Les offres irrégulières ne peuvent être classées.
Par conséquent cela signifie que l’acheteur public régularise (ou non), classe les offres régulières et régularisées et élimine celles restant irrégulières malgré la demande de régularisation. Enfin, quand la procédure autorise la négociation, il négocie avec les premières entreprises du classement.
Cela ajoute donc une étape supplémentaire à l’analyse des offres.
Cela signifie également que l’acheteur public interroge, potentiellement une fois de plus les entreprises. Une fois au titre de la régularisation et une autre fois au titre de la négociation.
Veille bien à ce que ce soit fait. S’il y a une rupture d’égalité de traitement, tu tiens un motif pour faire reprendre la procédure.
Délai suffisant et identique pour tous pour régulariser l’offre
La réglementation ne définit pas ce qu’est un délai suffisant. Là encore tout est fonction de la pratique et de la sensibilité des acheteurs publics sur cette question.
Le juge a eu l’occasion de définir la notion de « délai approprié » de régularisation.
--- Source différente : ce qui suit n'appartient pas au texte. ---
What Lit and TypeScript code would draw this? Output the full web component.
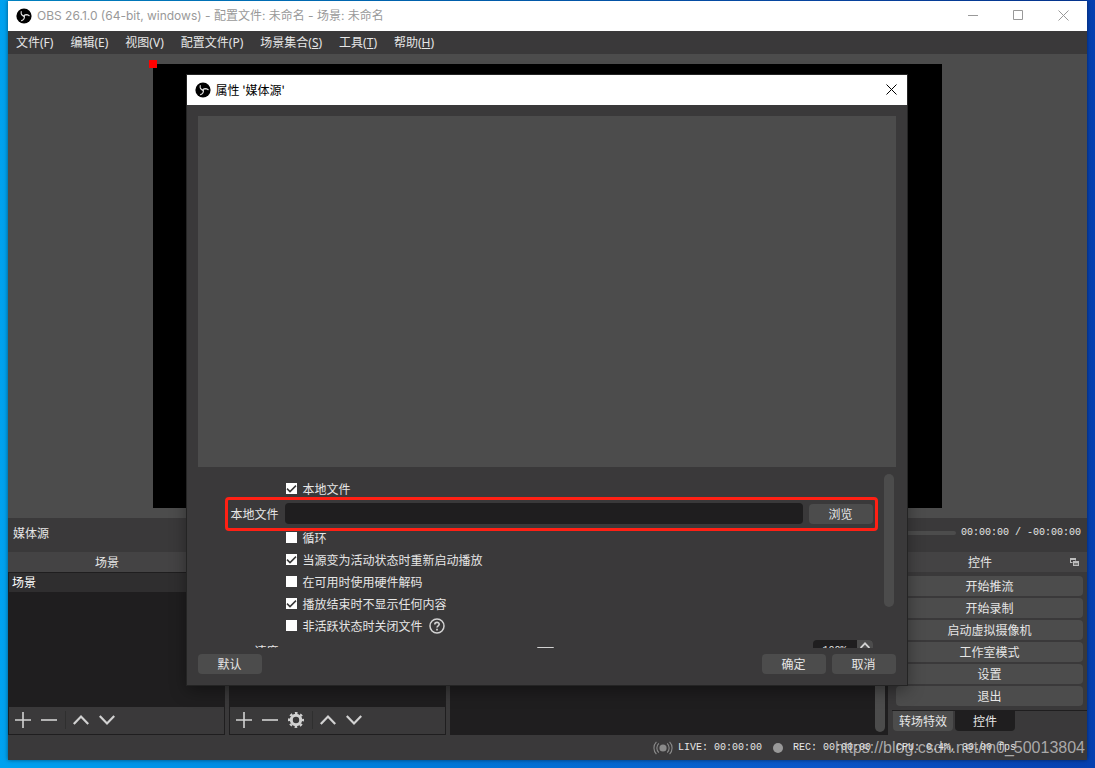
import { LitElement, html, css, svg, nothing } from "lit";
import { customElement, property } from "lit/decorators.js";

const shared = css`
  * {
    box-sizing: border-box;
  }
  button,
  input,
  output {
    font: inherit;
    color: inherit;
    margin: 0;
    padding: 0;
    border: 0;
  }
  .btn {
    height: 20px;
    border-radius: 4px;
    background: #4c4c4c;
    color: #e6e6e6;
    line-height: 20px;
    text-align: center;
  }
  .icon {
    display: block;
    background: none;
    line-height: 0;
  }
  svg {
    display: block;
  }
`;

const blade = "M8 8.4C6.2 7.8 4.8 6.2 5.2 3.6M8 8.4C7.2 8.2 6.4 7.6 6 6.8";
const logo = html`<svg width="16" height="16" viewBox="0 0 16 16" aria-hidden="true">
  <circle cx="8" cy="8" r="7.6" fill="#000" />
  <g fill="none" stroke="#e2e2e2" stroke-width="1.1" stroke-linecap="round">
    <path d=${blade} />
    <path d=${blade} transform="rotate(120 8 8)" />
    <path d=${blade} transform="rotate(240 8 8)" />
  </g>
</svg>`;

const closeGlyph = html`<svg width="11" height="11" viewBox="0 0 11 11" aria-hidden="true">
  <path d="M.5.5l10 10M10.5.5l-10 10" stroke="currentColor" fill="none" />
</svg>`;

const glyphs: Record<string, unknown> = {
  plus: svg`<path d="M8 0v16M0 8h16" />`,
  minus: svg`<path d="M0 8h16" />`,
  up: svg`<path d="M.8 12L8 4.6l7.2 7.4" stroke-width="2.2" />`,
  down: svg`<path d="M.8 4L8 11.4 15.2 4" stroke-width="2.2" />`,
  gear: svg`<circle cx="8" cy="8" r="4.7" stroke-width="3" />
    <circle cx="8" cy="8" r="7" stroke-width="2" stroke-dasharray="2.7 2.8" stroke-dashoffset="1.35" />`,
};

@customElement("tool-bar")
class ToolBar extends LitElement {
  @property({ type: Boolean }) settings = false;
  static styles = [
    shared,
    css`
      :host {
        display: flex;
        align-items: center;
        gap: 10px;
        height: 27px;
        padding: 0 6px 2px;
        box-sizing: border-box;
        background: #3a393a;
        color: #d2d2d2;
      }
      .sep {
        width: 1px;
        height: 18px;
        margin: 0 -3px 0 -2px;
        background: #2f2f2f;
      }
    `,
  ];
  private tool(name: string, label: string) {
    return html`<button class="icon" aria-label=${label}>
      <svg width="16" height="16" viewBox="0 0 16 16" fill="none" stroke="currentColor" stroke-width="1.6">
        ${glyphs[name]}
      </svg>
    </button>`;
  }
  render() {
    return html`${this.tool("plus", "添加")}${this.tool("minus", "移除")}
      ${this.settings ? this.tool("gear", "设置") : nothing}
      <span class="sep"></span>
      ${this.tool("up", "上移")}${this.tool("down", "下移")}`;
  }
}

@customElement("dock-title")
class DockTitle extends LitElement {
  @property() heading = "";
  static styles = [
    shared,
    css`
      :host {
        display: flex;
        align-items: center;
        gap: 2px;
        height: 20px;
        padding-right: 7px;
        background: #444344;
        color: #e6e6e6;
      }
      .text {
        flex: 1;
        text-align: center;
      }
      .float {
        width: 10px;
      }
    `,
  ];
  render() {
    return html`<span class="text">${this.heading}</span>
      <button class="icon float" aria-label="浮动">
        <svg width="9" height="8" viewBox="0 0 9 8">
          <path d="M0 0h6v5H0z" fill="#bdbdbd" />
          <path d="M1 2h4v2H1z" fill="#444344" />
          <path d="M2.5 2.5H9V8H2.5z" fill="#444344" />
          <path d="M3 3h6v5H3z" fill="#bdbdbd" />
          <path d="M4 5h4v2H4z" fill="#777" />
        </svg>
      </button>`;
  }
}

@customElement("properties-dialog")
class PropertiesDialog extends LitElement {
  static styles = [
    shared,
    css`
      :host {
        display: block;
        background: #3a393a;
        color: #e6e6e6;
        box-shadow: 0 0 0 1px #242424, 0 5px 16px rgba(0, 0, 0, 0.4);
      }
      .title {
        display: flex;
        align-items: center;
        gap: 5px;
        height: 30px;
        padding: 0 10px 1px 8px;
        background: #fff;
        color: #000;
      }
      .title .name {
        flex: 1;
      }
      .body {
        display: flex;
        flex-direction: column;
        padding: 11px;
      }
      .video {
        height: 351px;
        background: #4c4c4c;
      }
      .scroll {
        display: flex;
        gap: 11px;
        height: 181px;
        padding: 7px 2px 0 0;
        overflow: hidden;
      }
      .form {
        flex: 1;
        display: flex;
        flex-direction: column;
        gap: 4px;
        padding-top: 6px;
      }
      .row {
        flex: none;
        display: grid;
        grid-template-columns: 81px 1fr;
        column-gap: 6px;
        align-items: center;
        height: 18px;
      }
      .row .name {
        text-align: right;
      }
      .row.file {
        position: relative;
        height: 23px;
        grid-template-columns: 81px 1fr 64px;
      }
      .row.speed {
        height: 24px;
        grid-template-columns: 81px 1fr 60px;
      }
      .row.file::after {
        content: "";
        position: absolute;
        inset: -5px -5px -6px 27px;
        border: 3px solid #ff2014;
        border-radius: 4px;
        z-index: 1;
        pointer-events: none;
      }
      .check {
        grid-column: 2;
        display: flex;
        align-items: center;
        gap: 6px;
      }
      .check label {
        display: flex;
        align-items: center;
        gap: 6px;
      }
      .check input {
        appearance: none;
        width: 11px;
        height: 11px;
        margin: 0 0 1px 1px;
        background: #fff;
      }
      .check input:checked {
        background: #fff
          url("data:image/svg+xml,%3Csvg xmlns='http://www.w3.org/2000/svg' viewBox='0 0 11 11'%3E%3Cpath d='M1 5.6L4 8.6 10 2.6' fill='none' stroke='%23383838' stroke-width='1.5'/%3E%3C/svg%3E");
      }
      .path {
        width: 100%;
        height: 21px;
        border-radius: 4px;
        background: #1f1e1f;
      }
      .slider {
        appearance: none;
        width: 100%;
        height: 10px;
        background: none;
      }
      .slider::-webkit-slider-thumb {
        appearance: none;
        width: 17px;
        height: 8px;
        border-radius: 1px;
        background: #d2d2d2;
      }
      .spin {
        display: flex;
        height: 22px;
        border-radius: 4px;
        overflow: hidden;
        background: #1f1e1f;
      }
      .spin input {
        flex: 1;
        min-width: 0;
        background: none;
        text-align: center;
        font-family: "Liberation Mono", monospace;
        font-size: 10px;
      }
      .spin button {
        width: 16px;
        height: 11px;
        padding: 2px 3px;
        background: #4c4c4c;
      }
      .bar {
        width: 10px;
        height: 133px;
        border-radius: 5px;
        background: #4c4c4c;
      }
      .footer {
        display: flex;
        gap: 6px;
        padding-top: 6px;
      }
      .footer .btn {
        width: 64px;
      }
      .footer .push {
        margin-right: auto;
      }
    `,
  ];
  private check(label: string, on: boolean, help = false) {
    return html`<div class="row">
      <div class="check">
        <label><input type="checkbox" ?checked=${on} />${label}</label>
        ${help
          ? html`<svg width="16" height="16" viewBox="0 0 16 16" fill="none" stroke="#d2d2d2">
              <circle cx="8" cy="8" r="7" stroke-width="1.5" />
              <path d="M5.8 6.4C5.8 3.6 10.3 3.7 10.2 6.3 10.2 7.8 8 7.8 8 9.6" stroke-width="1.6" />
              <path d="M8 10.8v1.6" stroke-width="1.7" />
            </svg>`
          : nothing}
      </div>
    </div>`;
  }
  render() {
    return html`
      <div class="title">
        ${logo}<span class="name">属性 '媒体源'</span>
        <button class="icon" aria-label="关闭">${closeGlyph}</button>
      </div>
      <div class="body">
        <div class="video"></div>
        <div class="scroll">
          <div class="form">
            ${this.check("本地文件", true)}
            <div class="row file">
              <label class="name" for="path">本地文件</label>
              <input class="path" id="path" type="text" readonly />
              <button class="btn">浏览</button>
            </div>
            ${this.check("循环", false)} ${this.check("当源变为活动状态时重新启动播放", true)}
            ${this.check("在可用时使用硬件解码", false)} ${this.check("播放结束时不显示任何内容", true)}
            ${this.check("非活跃状态时关闭文件", false, true)}
            <div class="row speed">
              <label class="name" for="speed">速度</label>
              <input class="slider" id="speed" type="range" min="0" max="200" value="100" />
              <div class="spin">
                <input type="text" value="100%" aria-label="速度" />
                <button class="icon" aria-label="增加">
                  <svg width="10" height="7" viewBox="0 0 10 7">
                    <path d="M.6 6L5 1.4 9.4 6" fill="none" stroke="#d2d2d2" stroke-width="1.8" />
                  </svg>
                </button>
              </div>
            </div>
          </div>
          <div class="bar"></div>
        </div>
        <div class="footer">
          <button class="btn push">默认</button>
          <button class="btn">确定</button>
          <button class="btn">取消</button>
        </div>
      </div>
    `;
  }
}

@customElement("app-root")
class AppRoot extends LitElement {
  static styles = [
    shared,
    css`
      :host {
        display: block;
        height: 100vh;
        padding: 1px 8px 8px;
        box-sizing: border-box;
        overflow: hidden;
        position: relative;
        background: linear-gradient(90deg, #00a2f0, #0078d8 40%, #0a55c8 75%, #0540b0);
        font: 12px/18px "Noto Sans CJK SC", sans-serif;
        color: #e6e6e6;
      }
      .window {
        position: relative;
        display: flex;
        flex-direction: column;
        height: 100%;
        background: #3a393a;
        box-shadow: 0 0 4px rgba(0, 0, 0, 0.5);
      }
      .titlebar {
        display: flex;
        align-items: center;
        gap: 5px;
        height: 30px;
        padding: 0 18px 0 8px;
        background: #fff;
        color: #999;
        font-family: "Inter", "Noto Sans CJK SC", sans-serif;
      }
      .titlebar .name {
        flex: 1;
      }
      .sys {
        display: flex;
        align-items: center;
        gap: 34px;
        padding-bottom: 1px;
      }
      .menu {
        display: flex;
        gap: 17px;
        height: 23px;
        padding: 0 8px;
        line-height: 23px;
        font-family: "Noto Sans", "Noto Sans CJK SC", sans-serif;
      }
      .menu a {
        color: inherit;
        text-decoration: none;
      }
      .preview {
        flex: 1;
        min-height: 0;
        display: flex;
        justify-content: center;
        padding: 10px;
        background: #4c4c4c;
      }
      .canvas {
        position: relative;
        height: 100%;
        aspect-ratio: 16 / 9;
        background: #000;
      }
      .canvas::before {
        content: "";
        position: absolute;
        left: -4px;
        top: -4px;
        width: 8px;
        height: 8px;
        background: #f00;
      }
      .media {
        display: flex;
        align-items: center;
        gap: 5px;
        height: 34px;
        padding: 0 6px 4px 5px;
      }
      .media .seek {
        appearance: none;
        flex: 1;
        height: 4px;
        margin-left: 240px;
        border-radius: 2px;
        background: #4c4c4c;
      }
      .media .seek::-webkit-slider-thumb {
        appearance: none;
        width: 10px;
        height: 10px;
      }
      .mono {
        font-family: "Liberation Mono", monospace;
        font-size: 10px;
        white-space: nowrap;
      }
      .docks {
        display: grid;
        grid-template-columns: 217fr 217fr 438fr 195fr;
        column-gap: 4px;
        height: 183px;
      }
      .dock {
        display: flex;
        flex-direction: column;
        min-width: 0;
      }
      .list {
        flex: 1;
        display: flex;
        flex-direction: column;
        justify-content: space-between;
        padding: 1px;
        background: #1f1e1f;
      }
      .item {
        height: 19px;
        padding-left: 3px;
        background: #2f2e2f;
        color: #fff;
      }
      .list tool-bar {
        margin-top: auto;
      }
      .mixer {
        flex: 1;
        display: flex;
        justify-content: flex-end;
        padding: 3px;
        background: #1f1e1f;
      }
      .mixer .bar {
        width: 10px;
        border-radius: 5px;
        background: #4c4c4c;
      }
      .buttons {
        display: flex;
        flex-direction: column;
        gap: 2px;
        padding: 4px;
      }
      .tabs {
        display: flex;
        gap: 2px;
        padding-left: 1px;
        border-top: 1px solid #1f1e1f;
      }
      .tabs .btn {
        width: 60px;
        border-radius: 0 0 4px 4px;
      }
      .tabs .btn.on {
        background: #1f1e1f;
      }
      .status {
        display: flex;
        align-items: center;
        justify-content: flex-end;
        gap: 11px;
        height: 25px;
        padding: 1px 71px 0 0;
      }
      .status .part {
        display: flex;
        align-items: center;
        gap: 5px;
      }
      .status .rec {
        gap: 10px;
      }
      .status .cpu {
        margin-left: 14px;
      }
      .dialog {
        position: absolute;
        top: 74px;
        left: calc(50% - 361px);
        width: 720px;
      }
      .mark {
        position: absolute;
        right: 10px;
        bottom: 8px;
        font: 16px/24px "Liberation Sans", sans-serif;
        color: rgba(220, 220, 220, 0.7);
      }
    `,
  ];
  render() {
    const menus = [
      ["文件(", "F", false],
      ["编辑(", "E", false],
      ["视图(", "V", false],
      ["配置文件(", "P", false],
      ["场景集合(", "S", true],
      ["工具(", "T", true],
      ["帮助(", "H", true],
    ] as const;
    const controls = ["开始推流", "开始录制", "启动虚拟摄像机", "工作室模式", "设置", "退出"];
    return html`
      <div class="window">
        <header class="titlebar">
          ${logo}
          <span class="name">OBS 26.1.0 (64-bit, windows) - 配置文件: 未命名 - 场景: 未命名</span>
          <div class="sys">
            <button class="icon" aria-label="最小化">
              <svg width="11" height="11"><path d="M0 5.5h10" stroke="#999" /></svg>
            </button>
            <button class="icon" aria-label="最大化">
              <svg width="11" height="11"><path d="M.5.5h9v9h-9z" fill="none" stroke="#999" /></svg>
            </button>
            <button class="icon" aria-label="关闭">${closeGlyph}</button>
          </div>
        </header>
        <nav class="menu">
          ${menus.map(([text, key, line]) => html`<a href="#">${text}${line ? html`<u>${key}</u>` : key})</a>`)}
        </nav>
        <main class="preview"><div class="canvas"></div></main>
        <section class="media">
          <label for="seek">媒体源</label>
          <input class="seek" id="seek" type="range" value="0" />
          <span class="mono">00:00:00 / -00:00:00</span>
        </section>
        <section class="docks">
          <div class="dock">
            <dock-title heading="场景"></dock-title>
            <div class="list">
              <div class="item">场景</div>
              <tool-bar></tool-bar>
            </div>
          </div>
          <div class="dock">
            <dock-title></dock-title>
            <div class="list"><tool-bar settings></tool-bar></div>
          </div>
          <div class="dock">
            <dock-title></dock-title>
            <div class="mixer"><div class="bar"></div></div>
          </div>
          <div class="dock">
            <dock-title heading="控件"></dock-title>
            <div class="buttons">${controls.map((c) => html`<button class="btn">${c}</button>`)}</div>
            <div class="tabs">
              <button class="btn">转场特效</button>
              <button class="btn on">控件</button>
            </div>
          </div>
        </section>
        <footer class="status mono">
          <span class="part">
            <svg width="20" height="14" viewBox="0 0 20 14" fill="none" stroke="#8a8a8a" stroke-width="1.1">
              <circle cx="10" cy="7" r="3.6" fill="#8a8a8a" stroke="none" />
              <path d="M5.8 2.4a6.4 6.4 0 0 0 0 9.2M14.2 2.4a6.4 6.4 0 0 1 0 9.2M3.4.8a9 9 0 0 0 0 12.4M16.6.8a9 9 0 0 1 0 12.4" />
            </svg>
            LIVE: 00:00:00
          </span>
          <span class="part rec">
            <svg width="10" height="10"><circle cx="5" cy="5" r="5" fill="#999" /></svg>
            REC: 00:00:00
          </span>
          <span class="cpu">CPU: 0.4%, 30.00 fps</span>
        </footer>
        <properties-dialog class="dialog" role="dialog" aria-label="属性 '媒体源'"></properties-dialog>
      </div>
      <div class="mark">https://blog.csdn.net/m0_50013804</div>
    `;
  }
}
Il s’est basé sur un faisceau d’indices tirés du nombre d’éléments à renseigner, de l’enjeu financier du marché, de la connaissance du marché, et a conclu qu’un délai de 48 h pour régulariser était approprié, l’opérateur étant évidemment tenu de respecter cette contrainte.
TA Lille 3 août 2017, ARCELOR MITTAL, req. n° 1706279.
Principe de transparence
L’acheteur public doit indiquer aux soumissionnaires les irrégularités relevées et devant faire l’objet d’une régularisation.
En effet, les candidats ne peut, par exception, que régulariser leur offre. Toute autre modification porterait atteinte au principe d’égalité de traitement des candidats.
Par conséquent, pas de phrase floue du type “votre offre est irrégulière sur plusieurs aspects, nous vous demandons de la régulariser. A défaut votre offre sera rejetée.”
L’acheteur doit être assez directif et précis dans ses demandes. A défaut, il prend le risque de voir les entreprises modifier leurs offres sur des points dont la régularité n’est pas en cause ou sur des caractéristiques substantielles de l’offre.